AIM OF THE EXERCISE: Can you output the material exactly as written, minus any pictures it holds?

RECORDED INFORMATION:

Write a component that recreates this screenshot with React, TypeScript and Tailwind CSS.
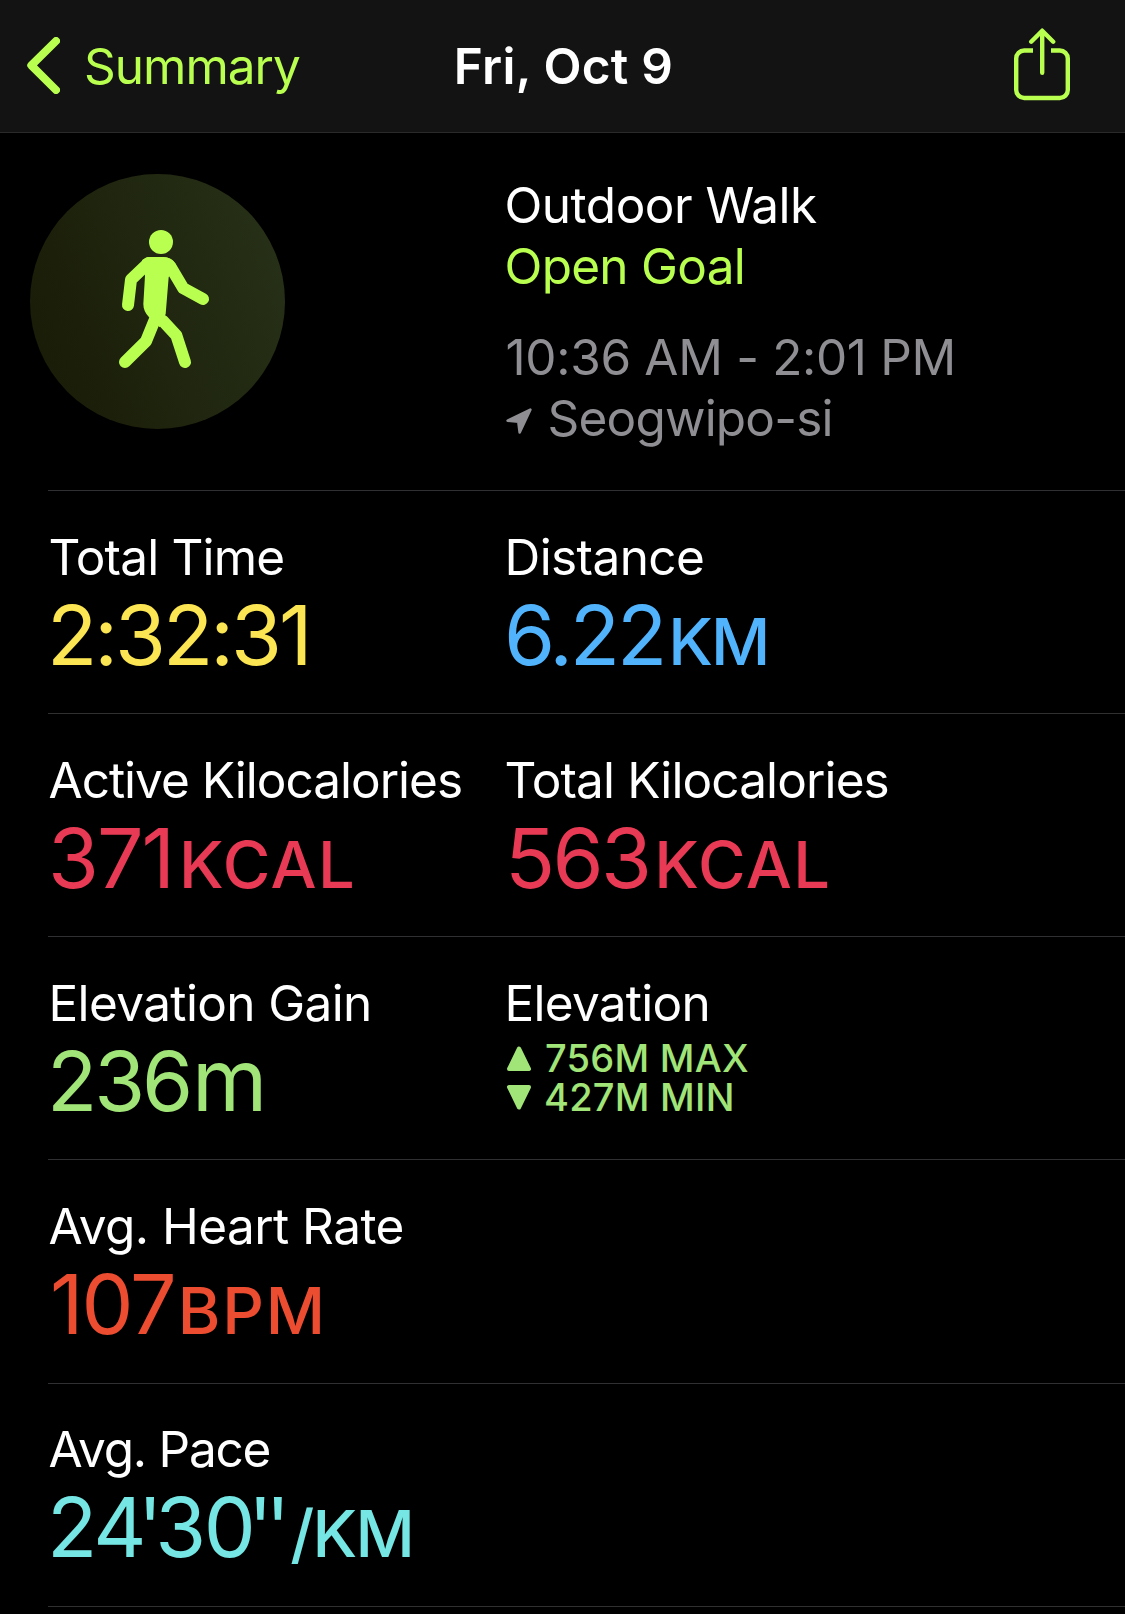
import type { ReactNode } from 'react';

interface MetricProps {
  label: string;
  labelClass: string;
  children: ReactNode;
}

export default function App() {
  return (
    <div className="h-[1614px] w-[1125px] overflow-hidden bg-black font-['Inter',sans-serif] text-[49.5px] text-white">
      <Header />
      <main>
        <WorkoutInfo />
        <MetricRow>
          <Metric label="Total Time" labelClass="tracking-[-0.83px]">
            <p className="-ml-px text-[#fbe552]">
              <span className="tracking-[-3.01px]">2:32:31</span>
            </p>
          </Metric>
          <Metric label="Distance" labelClass="tracking-[-0.58px]">
            <p className="text-[#51b3fb]">
              <span className="tracking-[-3.15px]">6.22</span>
              <Unit className="ml-[4px] tracking-[-2px]">KM</Unit>
            </p>
          </Metric>
        </MetricRow>
        <MetricRow>
          <Metric label="Active Kilocalories" labelClass="tracking-[-1px]">
            <p className="text-[#e83a54]">
              <span className="tracking-[-2.07px]">371</span>
              <Unit className="ml-[6px] tracking-[1.4px]">KCAL</Unit>
            </p>
          </Metric>
          <Metric label="Total Kilocalories" labelClass="tracking-[-0.88px]">
            <p className="ml-px text-[#e83a54]">
              <span className="tracking-[-2.66px]">563</span>
              <Unit className="ml-[5px] tracking-[1.4px]">KCAL</Unit>
            </p>
          </Metric>
        </MetricRow>
        <MetricRow>
          <Metric label="Elevation Gain" labelClass="tracking-[-0.63px]">
            <p className="-ml-px text-[#a1e477]">
              <span className="tracking-[-3.14px]">236</span>
              <span className="ml-[2px] text-[86px] leading-[0]">m</span>
            </p>
          </Metric>
          <Metric label="Elevation" labelClass="tracking-[-0.73px]">
            <div className="-mt-[2px] text-[38px] leading-[39px] font-medium text-[#a1e477]">
              <p className="flex">
                <Triangle className="mt-[7px]" />
                <span className="ml-[14px] tracking-[0.25px]">756M MAX</span>
              </p>
              <p className="flex">
                <Triangle className="mt-[7px] rotate-180" />
                <span className="ml-[13px] tracking-[0.25px]">427M MIN</span>
              </p>
            </div>
          </Metric>
        </MetricRow>
        <MetricRow className="h-[224px] pt-[36px]">
          <Metric label="Avg. Heart Rate" labelClass="tracking-[-0.55px]">
            <p className="ml-[2px] text-[#ec4c2f]">
              <span className="tracking-[-2px]">107</span>
              <Unit className="ml-[3px] tracking-[1.8px]">BPM</Unit>
            </p>
          </Metric>
        </MetricRow>
        <MetricRow className="h-[223px] pt-[35px]">
          <Metric label="Avg. Pace" labelClass="tracking-[-1.23px]">
            <p className="-ml-px text-[#75e6e3]">
              <span className="tracking-[-4px]">2</span>
              <span className="tracking-[-9px]">4</span>
              <span className="tracking-[-7px]">'</span>
              <span className="tracking-[-2.5px]">3</span>
              <span className="tracking-[-8px]">0</span>
              <span className="tracking-[-7px]">''</span>
              <Unit className="ml-[7px] tracking-[-1.8px]">/KM</Unit>
            </p>
          </Metric>
        </MetricRow>
      </main>
    </div>
  );
}

function Header() {
  return (
    <header className="grid h-[133px] grid-cols-[1fr_auto_1fr] items-center border-b border-[#2a2a2b] bg-[#131313] leading-[60px]">
      <button className="flex items-center pl-[27px] text-[#b9ff4f]">
        <svg className="-mt-px h-[57px] w-[33px]" viewBox="0 0 33 57" fill="none" stroke="currentColor" strokeWidth="8" strokeLinecap="round" strokeLinejoin="round">
          <path d="M29 4L4.300 28.300L29 53" />
        </svg>
        <span className="ml-[24px] tracking-[-1px]">Summary</span>
      </button>
      <h1 className="ml-[2px] font-semibold tracking-[0.25px]">Fri, Oct 9</h1>
      <button className="mr-[55px] justify-self-end text-[#b9ff4f]">
        <svg className="-mt-[3px] h-[73px] w-[56px]" viewBox="0 0 56 73" fill="none" stroke="currentColor" strokeWidth="4.400" strokeLinejoin="round">
          <path d="M19 22.500H10.200a8 8 0 0 0-8 8V62a8 8 0 0 0 8 8H45.800a8 8 0 0 0 8-8V30.500a8 8 0 0 0-8-8H37" />
          <path strokeLinecap="round" d="M28.200 3V44.700M17.200 13.700L28.200 2.700L39.200 13.700" />
        </svg>
      </button>
    </header>
  );
}

function WorkoutInfo() {
  return (
    <section>
      <div className="flex h-[357px] pl-[30px] pt-[41px]">
        <div className="h-[255px] w-[255px] rounded-full bg-linear-[70deg] from-[#181a05] to-[#283219]">
          <WalkIcon />
        </div>
        <div className="mt-px ml-[219.5px] leading-[61px]">
          <p className="tracking-[-0.5px]">Outdoor Walk</p>
          <p className="tracking-[-0.72px] text-[#b9ff4f]">Open Goal</p>
          <p className="mt-[30px] ml-px tracking-[-0.33px] text-[#8e8e93]">10:36 AM - 2:01 PM</p>
          <p className="ml-px flex items-center text-[#8e8e93]">
            <svg className="mt-[4px] h-[26px] w-[26px]" viewBox="0 0 78 78" fill="currentColor" stroke="currentColor" strokeWidth="8" strokeLinejoin="round">
              <path d="M73 5L5 38L37 41L41 73Z" />
            </svg>
            <span className="ml-[16px] tracking-[-0.8px]">Seogwipo-si</span>
          </p>
        </div>
      </div>
      <div className="ml-12 h-px bg-[#303032]" />
    </section>
  );
}

function MetricRow({ className = 'h-[223px] pt-[36px]', children }: { className?: string; children: ReactNode }) {
  return (
    <section className={`ml-12 grid grid-cols-[456px_1fr] border-b border-[#303032] ${className}`}>
      {children}
    </section>
  );
}

function Metric({ label, labelClass, children }: MetricProps) {
  return (
    <div className="whitespace-nowrap">
      <h2 className={`ml-[0.5px] leading-[60px] ${labelClass}`}>{label}</h2>
      <div className="mt-[8px] flex h-[80px] items-start text-[82.5px] leading-[80px]">{children}</div>
    </div>
  );
}

function Unit({ className, children }: { className: string; children: ReactNode }) {
  return <span className={`text-[65px] leading-none font-medium ${className}`}>{children}</span>;
}

function Triangle({ className }: { className: string }) {
  return (
    <svg className={`ml-[3px] h-[25px] w-[24px] ${className}`} viewBox="0 0 24 25" fill="currentColor" stroke="currentColor" strokeWidth="4" strokeLinejoin="round">
      <path d="M12 2.500L22 23H2Z" />
    </svg>
  );
}

function WalkIcon() {
  return (
    <svg className="h-full w-full text-[#b9ff4f]" viewBox="30 42 765 765" fill="none" stroke="currentColor" strokeWidth="36" strokeLinecap="round" strokeLinejoin="round">
      <circle cx="423" cy="246" r="36" fill="currentColor" stroke="none" />
      <path d="M384 291H428C448 291 460 300 468 313L446 352L437 462L419 502L386 470C376 460 370 448 370 432L375 347L366 300Z" fill="currentColor" stroke="none" />
      <path d="M385 309L333 359L324 435" />
      <path d="M428 309C440 309 447 314 453 323L490 385L549 417" />
      <path d="M404 480L378 544L315 606" />
      <path d="M428 482L469 526L495 606" />
    </svg>
  );
}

OUTPUT OF THE EXERCISE:
Write a component that recreates this screenshot with React, TypeScript and Tailwind CSS.
import type { ReactNode } from 'react';

interface MetricProps {
  label: string;
  labelClass: string;
  children: ReactNode;
}

export default function App() {
  return (
    <div className="h-[1614px] w-[1125px] overflow-hidden bg-black font-['Inter',sans-serif] text-[49.5px] text-white">
      <Header />
      <main>
        <WorkoutInfo />
        <MetricRow>
          <Metric label="Total Time" labelClass="tracking-[-0.83px]">
            <p className="-ml-px text-[#fbe552]">
              <span className="tracking-[-3.01px]">2:32:31</span>
            </p>
          </Metric>
          <Metric label="Distance" labelClass="tracking-[-0.58px]">
            <p className="text-[#51b3fb]">
              <span className="tracking-[-3.15px]">6.22</span>
              <Unit className="ml-[4px] tracking-[-2px]">KM</Unit>
            </p>
          </Metric>
        </MetricRow>
        <MetricRow>
          <Metric label="Active Kilocalories" labelClass="tracking-[-1px]">
            <p className="text-[#e83a54]">
              <span className="tracking-[-2.07px]">371</span>
              <Unit className="ml-[6px] tracking-[1.4px]">KCAL</Unit>
            </p>
          </Metric>
          <Metric label="Total Kilocalories" labelClass="tracking-[-0.88px]">
            <p className="ml-px text-[#e83a54]">
              <span className="tracking-[-2.66px]">563</span>
              <Unit className="ml-[5px] tracking-[1.4px]">KCAL</Unit>
            </p>
          </Metric>
        </MetricRow>
        <MetricRow>
          <Metric label="Elevation Gain" labelClass="tracking-[-0.63px]">
            <p className="-ml-px text-[#a1e477]">
              <span className="tracking-[-3.14px]">236</span>
              <span className="ml-[2px] text-[86px] leading-[0]">m</span>
            </p>
          </Metric>
          <Metric label="Elevation" labelClass="tracking-[-0.73px]">
            <div className="-mt-[2px] text-[38px] leading-[39px] font-medium text-[#a1e477]">
              <p className="flex">
                <Triangle className="mt-[7px]" />
                <span className="ml-[14px] tracking-[0.25px]">756M MAX</span>
              </p>
              <p className="flex">
                <Triangle className="mt-[7px] rotate-180" />
                <span className="ml-[13px] tracking-[0.25px]">427M MIN</span>
              </p>
            </div>
          </Metric>
        </MetricRow>
        <MetricRow className="h-[224px] pt-[36px]">
          <Metric label="Avg. Heart Rate" labelClass="tracking-[-0.55px]">
            <p className="ml-[2px] text-[#ec4c2f]">
              <span className="tracking-[-2px]">107</span>
              <Unit className="ml-[3px] tracking-[1.8px]">BPM</Unit>
            </p>
          </Metric>
        </MetricRow>
        <MetricRow className="h-[223px] pt-[35px]">
          <Metric label="Avg. Pace" labelClass="tracking-[-1.23px]">
            <p className="-ml-px text-[#75e6e3]">
              <span className="tracking-[-4px]">2</span>
              <span className="tracking-[-9px]">4</span>
              <span className="tracking-[-7px]">'</span>
              <span className="tracking-[-2.5px]">3</span>
              <span className="tracking-[-8px]">0</span>
              <span className="tracking-[-7px]">''</span>
              <Unit className="ml-[7px] tracking-[-1.8px]">/KM</Unit>
            </p>
          </Metric>
        </MetricRow>
      </main>
    </div>
  );
}

function Header() {
  return (
    <header className="grid h-[133px] grid-cols-[1fr_auto_1fr] items-center border-b border-[#2a2a2b] bg-[#131313] leading-[60px]">
      <button className="flex items-center pl-[27px] text-[#b9ff4f]">
        <svg className="-mt-px h-[57px] w-[33px]" viewBox="0 0 33 57" fill="none" stroke="currentColor" strokeWidth="8" strokeLinecap="round" strokeLinejoin="round">
          <path d="M29 4L4.300 28.300L29 53" />
        </svg>
        <span className="ml-[24px] tracking-[-1px]">Summary</span>
      </button>
      <h1 className="ml-[2px] font-semibold tracking-[0.25px]">Fri, Oct 9</h1>
      <button className="mr-[55px] justify-self-end text-[#b9ff4f]">
        <svg className="-mt-[3px] h-[73px] w-[56px]" viewBox="0 0 56 73" fill="none" stroke="currentColor" strokeWidth="4.400" strokeLinejoin="round">
          <path d="M19 22.500H10.200a8 8 0 0 0-8 8V62a8 8 0 0 0 8 8H45.800a8 8 0 0 0 8-8V30.500a8 8 0 0 0-8-8H37" />
          <path strokeLinecap="round" d="M28.200 3V44.700M17.200 13.700L28.200 2.700L39.200 13.700" />
        </svg>
      </button>
    </header>
  );
}

function WorkoutInfo() {
  return (
    <section>
      <div className="flex h-[357px] pl-[30px] pt-[41px]">
        <div className="h-[255px] w-[255px] rounded-full bg-linear-[70deg] from-[#181a05] to-[#283219]">
          <WalkIcon />
        </div>
        <div className="mt-px ml-[219.5px] leading-[61px]">
          <p className="tracking-[-0.5px]">Outdoor Walk</p>
          <p className="tracking-[-0.72px] text-[#b9ff4f]">Open Goal</p>
          <p className="mt-[30px] ml-px tracking-[-0.33px] text-[#8e8e93]">10:36 AM - 2:01 PM</p>
          <p className="ml-px flex items-center text-[#8e8e93]">
            <svg className="mt-[4px] h-[26px] w-[26px]" viewBox="0 0 78 78" fill="currentColor" stroke="currentColor" strokeWidth="8" strokeLinejoin="round">
              <path d="M73 5L5 38L37 41L41 73Z" />
            </svg>
            <span className="ml-[16px] tracking-[-0.8px]">Seogwipo-si</span>
          </p>
        </div>
      </div>
      <div className="ml-12 h-px bg-[#303032]" />
    </section>
  );
}

function MetricRow({ className = 'h-[223px] pt-[36px]', children }: { className?: string; children: ReactNode }) {
  return (
    <section className={`ml-12 grid grid-cols-[456px_1fr] border-b border-[#303032] ${className}`}>
      {children}
    </section>
  );
}

function Metric({ label, labelClass, children }: MetricProps) {
  return (
    <div className="whitespace-nowrap">
      <h2 className={`ml-[0.5px] leading-[60px] ${labelClass}`}>{label}</h2>
      <div className="mt-[8px] flex h-[80px] items-start text-[82.5px] leading-[80px]">{children}</div>
    </div>
  );
}

function Unit({ className, children }: { className: string; children: ReactNode }) {
  return <span className={`text-[65px] leading-none font-medium ${className}`}>{children}</span>;
}

function Triangle({ className }: { className: string }) {
  return (
    <svg className={`ml-[3px] h-[25px] w-[24px] ${className}`} viewBox="0 0 24 25" fill="currentColor" stroke="currentColor" strokeWidth="4" strokeLinejoin="round">
      <path d="M12 2.500L22 23H2Z" />
    </svg>
  );
}

function WalkIcon() {
  return (
    <svg className="h-full w-full text-[#b9ff4f]" viewBox="30 42 765 765" fill="none" stroke="currentColor" strokeWidth="36" strokeLinecap="round" strokeLinejoin="round">
      <circle cx="423" cy="246" r="36" fill="currentColor" stroke="none" />
      <path d="M384 291H428C448 291 460 300 468 313L446 352L437 462L419 502L386 470C376 460 370 448 370 432L375 347L366 300Z" fill="currentColor" stroke="none" />
      <path d="M385 309L333 359L324 435" />
      <path d="M428 309C440 309 447 314 453 323L490 385L549 417" />
      <path d="M404 480L378 544L315 606" />
      <path d="M428 482L469 526L495 606" />
    </svg>
  );
}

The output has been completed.